# Required task
Return each line of the data below verbatim; pictures are to be left out.

--- start ---

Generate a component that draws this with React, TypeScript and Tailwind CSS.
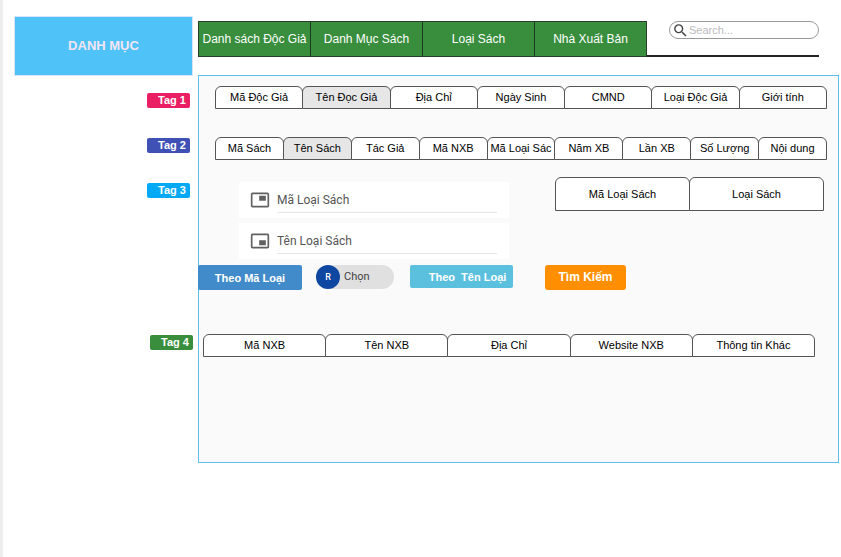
import { MdPictureInPicture, MdPictureInPictureAlt, MdSearch } from "react-icons/md";

const navItems = ["Danh sách Độc Giả", "Danh Mục Sách", "Loại Sách", "Nhà Xuất Bản"];

const readerTabs = ["Mã Độc Giả", "Tên Đọc Giả", "Địa Chỉ", "Ngày Sinh", "CMND", "Loại Độc Giả", "Giới tính"];
const bookTabs = ["Mã Sách", "Tên Sách", "Tác Giả", "Mã NXB", "Mã Loại Sác", "Năm XB", "Lần XB", "Số Lượng", "Nội dung"];
const categoryTabs = ["Mã Loại Sách", "Loại Sách"];
const publisherTabs = ["Mã NXB", "Tên NXB", "Địa Chỉ", "Website NXB", "Thông tin Khác"];

function TabRow({
  items,
  active = -1,
  height = "h-[23px] pb-[2px]",
  className = "",
}: {
  items: string[];
  active?: number;
  height?: string;
  className?: string;
}) {
  return (
    <div role="tablist" className={`flex pl-px ${className}`}>
      {items.map((item, i) => (
        <button
          key={item}
          type="button"
          role="tab"
          aria-selected={i === active}
          className={`-ml-px min-w-0 flex-1 basis-0 whitespace-nowrap rounded-t-md border border-[#555] text-[11px] leading-4 text-black ${height} ${
            i === active ? "bg-[#e6e6e6]" : "bg-white"
          }`}
        >
          {item}
        </button>
      ))}
    </div>
  );
}

function Tag({ text, className }: { text: string; className: string }) {
  return (
    <span
      className={`block h-[15px] w-[43px] rounded-[2px] pr-1 text-right text-[11px] font-bold leading-[15px] text-white ${className}`}
    >
      {text}
    </span>
  );
}

function Field({ label, Icon }: { label: string; Icon: typeof MdPictureInPicture }) {
  return (
    <div className="flex h-9 items-center bg-white pl-[11px] pr-3">
      <Icon size={20} className="shrink-0 text-[#616161]" aria-hidden />
      <input
        type="text"
        aria-label={label}
        placeholder={label}
        className="ml-[7px] h-[26px] min-w-0 flex-1 border-b border-[#e6e6e6] font-['Roboto',sans-serif] text-[12px] leading-4 outline-none placeholder:text-[#555]"
      />
    </div>
  );
}

export default function App() {
  return (
    <div className="flex min-h-screen border-l-[3px] border-[#eeeeee] bg-white pl-[11px] pr-[2px] font-['Liberation_Sans',Arial,sans-serif]">
      <aside className="flex w-[179px] shrink-0 flex-col items-end pt-4">
        <h1 className="flex h-[60px] w-full items-center justify-center border border-[#d6e4f5] bg-[#4fc3f7] text-[13px] font-bold leading-4 text-[#f3e5f5]">
          DANH MỤC
        </h1>
        <Tag text="Tag 1" className="mr-[3px] mt-[17px] bg-[#e91e63]" />
        <Tag text="Tag 2" className="mr-[3px] mt-[30px] bg-[#3f51b5]" />
        <Tag text="Tag 3" className="mr-[3px] mt-[30px] bg-[#03a9f4]" />
        <Tag text="Tag 4" className="mt-[137px] bg-[#388e3c]" />
      </aside>

      <main className="ml-[5px] min-w-0 flex-1 pt-[21px]">
        <header className="mr-5 flex items-stretch">
          <nav className="flex flex-1 border border-[#26402a] bg-[#388e3c]">
            {navItems.map((item, i) => (
              <a
                key={item}
                href="#"
                className={`flex h-[34px] flex-1 basis-0 items-center justify-center whitespace-nowrap text-[12px] leading-4 text-white ${
                  i > 0 ? "border-l border-[#1b3a1e]" : ""
                }`}
              >
                {item}
              </a>
            ))}
          </nav>
          <div className="w-[172px] border-b-2 border-[#222] pl-[22px]">
            <label className="flex h-[18px] items-center rounded-full border border-[#999] pl-[2px] pr-2">
              <MdSearch size={17} className="shrink-0 text-[#444]" aria-hidden />
              <input
                type="search"
                aria-label="Search"
                placeholder="Search..."
                className="min-w-0 flex-1 text-[11px] leading-4 outline-none placeholder:text-[#bbb]"
              />
            </label>
          </div>
        </header>

        <section className="mt-[18px] border border-[#5bc0eb] bg-[#fafafa] pb-[105px] pt-[10px]">
          <TabRow items={readerTabs} active={1} className="ml-4 mr-[11px]" />
          <TabRow items={bookTabs} active={1} className="ml-4 mr-[11px] mt-7" />

          <div className="mt-[17px] flex items-start">
            <div className="ml-10 mt-[5px] flex w-[270px] flex-col gap-[5px]">
              <Field label="Mã Loại Sách" Icon={MdPictureInPicture} />
              <Field label="Tên Loại Sách" Icon={MdPictureInPictureAlt} />
            </div>
            <TabRow items={categoryTabs} height="h-[34px]" className="ml-[46px] mr-[14px] flex-1" />
          </div>

          <div className="-ml-px mt-[6px] flex h-[25px] items-start">
            <button
              type="button"
              className="h-[25px] w-[104px] rounded-[2px] bg-[#428bca] text-[11px] font-bold leading-4 text-white"
            >
              Theo Mã Loại
            </button>
            <button
              type="button"
              className="ml-[14px] flex h-6 w-[78px] items-center rounded-full bg-[#e0e0e0] font-['Roboto',sans-serif] text-[11px] leading-4 text-[#424242]"
            >
              <span className="mr-1 flex h-6 w-6 items-center justify-center rounded-full bg-[#0d47a1] text-[9px] font-medium text-white">
                R
              </span>
              Chọn
            </button>
            <button
              type="button"
              className="ml-4 h-[23px] w-[103px] whitespace-pre rounded-[2px] bg-[#5bc0de] pl-3 text-[11px] font-bold leading-4 text-white"
            >
              {"Theo  Tên Loại"}
            </button>
            <button
              type="button"
              className="ml-8 h-[25px] w-[81px] rounded-[3px] bg-[#ff8f00] pb-[2px] text-[12px] font-bold leading-4 text-white"
            >
              Tìm Kiếm
            </button>
          </div>

          <TabRow items={publisherTabs} className="ml-1 mr-[23px] mt-11" />
        </section>
      </main>
    </div>
  );
}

--- end ---

# Problem solution
Generate a component that draws this with React, TypeScript and Tailwind CSS.
import { MdPictureInPicture, MdPictureInPictureAlt, MdSearch } from "react-icons/md";

const navItems = ["Danh sách Độc Giả", "Danh Mục Sách", "Loại Sách", "Nhà Xuất Bản"];

const readerTabs = ["Mã Độc Giả", "Tên Đọc Giả", "Địa Chỉ", "Ngày Sinh", "CMND", "Loại Độc Giả", "Giới tính"];
const bookTabs = ["Mã Sách", "Tên Sách", "Tác Giả", "Mã NXB", "Mã Loại Sác", "Năm XB", "Lần XB", "Số Lượng", "Nội dung"];
const categoryTabs = ["Mã Loại Sách", "Loại Sách"];
const publisherTabs = ["Mã NXB", "Tên NXB", "Địa Chỉ", "Website NXB", "Thông tin Khác"];

function TabRow({
  items,
  active = -1,
  height = "h-[23px] pb-[2px]",
  className = "",
}: {
  items: string[];
  active?: number;
  height?: string;
  className?: string;
}) {
  return (
    <div role="tablist" className={`flex pl-px ${className}`}>
      {items.map((item, i) => (
        <button
          key={item}
          type="button"
          role="tab"
          aria-selected={i === active}
          className={`-ml-px min-w-0 flex-1 basis-0 whitespace-nowrap rounded-t-md border border-[#555] text-[11px] leading-4 text-black ${height} ${
            i === active ? "bg-[#e6e6e6]" : "bg-white"
          }`}
        >
          {item}
        </button>
      ))}
    </div>
  );
}

function Tag({ text, className }: { text: string; className: string }) {
  return (
    <span
      className={`block h-[15px] w-[43px] rounded-[2px] pr-1 text-right text-[11px] font-bold leading-[15px] text-white ${className}`}
    >
      {text}
    </span>
  );
}

function Field({ label, Icon }: { label: string; Icon: typeof MdPictureInPicture }) {
  return (
    <div className="flex h-9 items-center bg-white pl-[11px] pr-3">
      <Icon size={20} className="shrink-0 text-[#616161]" aria-hidden />
      <input
        type="text"
        aria-label={label}
        placeholder={label}
        className="ml-[7px] h-[26px] min-w-0 flex-1 border-b border-[#e6e6e6] font-['Roboto',sans-serif] text-[12px] leading-4 outline-none placeholder:text-[#555]"
      />
    </div>
  );
}

export default function App() {
  return (
    <div className="flex min-h-screen border-l-[3px] border-[#eeeeee] bg-white pl-[11px] pr-[2px] font-['Liberation_Sans',Arial,sans-serif]">
      <aside className="flex w-[179px] shrink-0 flex-col items-end pt-4">
        <h1 className="flex h-[60px] w-full items-center justify-center border border-[#d6e4f5] bg-[#4fc3f7] text-[13px] font-bold leading-4 text-[#f3e5f5]">
          DANH MỤC
        </h1>
        <Tag text="Tag 1" className="mr-[3px] mt-[17px] bg-[#e91e63]" />
        <Tag text="Tag 2" className="mr-[3px] mt-[30px] bg-[#3f51b5]" />
        <Tag text="Tag 3" className="mr-[3px] mt-[30px] bg-[#03a9f4]" />
        <Tag text="Tag 4" className="mt-[137px] bg-[#388e3c]" />
      </aside>

      <main className="ml-[5px] min-w-0 flex-1 pt-[21px]">
        <header className="mr-5 flex items-stretch">
          <nav className="flex flex-1 border border-[#26402a] bg-[#388e3c]">
            {navItems.map((item, i) => (
              <a
                key={item}
                href="#"
                className={`flex h-[34px] flex-1 basis-0 items-center justify-center whitespace-nowrap text-[12px] leading-4 text-white ${
                  i > 0 ? "border-l border-[#1b3a1e]" : ""
                }`}
              >
                {item}
              </a>
            ))}
          </nav>
          <div className="w-[172px] border-b-2 border-[#222] pl-[22px]">
            <label className="flex h-[18px] items-center rounded-full border border-[#999] pl-[2px] pr-2">
              <MdSearch size={17} className="shrink-0 text-[#444]" aria-hidden />
              <input
                type="search"
                aria-label="Search"
                placeholder="Search..."
                className="min-w-0 flex-1 text-[11px] leading-4 outline-none placeholder:text-[#bbb]"
              />
            </label>
          </div>
        </header>

        <section className="mt-[18px] border border-[#5bc0eb] bg-[#fafafa] pb-[105px] pt-[10px]">
          <TabRow items={readerTabs} active={1} className="ml-4 mr-[11px]" />
          <TabRow items={bookTabs} active={1} className="ml-4 mr-[11px] mt-7" />

          <div className="mt-[17px] flex items-start">
            <div className="ml-10 mt-[5px] flex w-[270px] flex-col gap-[5px]">
              <Field label="Mã Loại Sách" Icon={MdPictureInPicture} />
              <Field label="Tên Loại Sách" Icon={MdPictureInPictureAlt} />
            </div>
            <TabRow items={categoryTabs} height="h-[34px]" className="ml-[46px] mr-[14px] flex-1" />
          </div>

          <div className="-ml-px mt-[6px] flex h-[25px] items-start">
            <button
              type="button"
              className="h-[25px] w-[104px] rounded-[2px] bg-[#428bca] text-[11px] font-bold leading-4 text-white"
            >
              Theo Mã Loại
            </button>
            <button
              type="button"
              className="ml-[14px] flex h-6 w-[78px] items-center rounded-full bg-[#e0e0e0] font-['Roboto',sans-serif] text-[11px] leading-4 text-[#424242]"
            >
              <span className="mr-1 flex h-6 w-6 items-center justify-center rounded-full bg-[#0d47a1] text-[9px] font-medium text-white">
                R
              </span>
              Chọn
            </button>
            <button
              type="button"
              className="ml-4 h-[23px] w-[103px] whitespace-pre rounded-[2px] bg-[#5bc0de] pl-3 text-[11px] font-bold leading-4 text-white"
            >
              {"Theo  Tên Loại"}
            </button>
            <button
              type="button"
              className="ml-8 h-[25px] w-[81px] rounded-[3px] bg-[#ff8f00] pb-[2px] text-[12px] font-bold leading-4 text-white"
            >
              Tìm Kiếm
            </button>
          </div>

          <TabRow items={publisherTabs} className="ml-1 mr-[23px] mt-11" />
        </section>
      </main>
    </div>
  );
}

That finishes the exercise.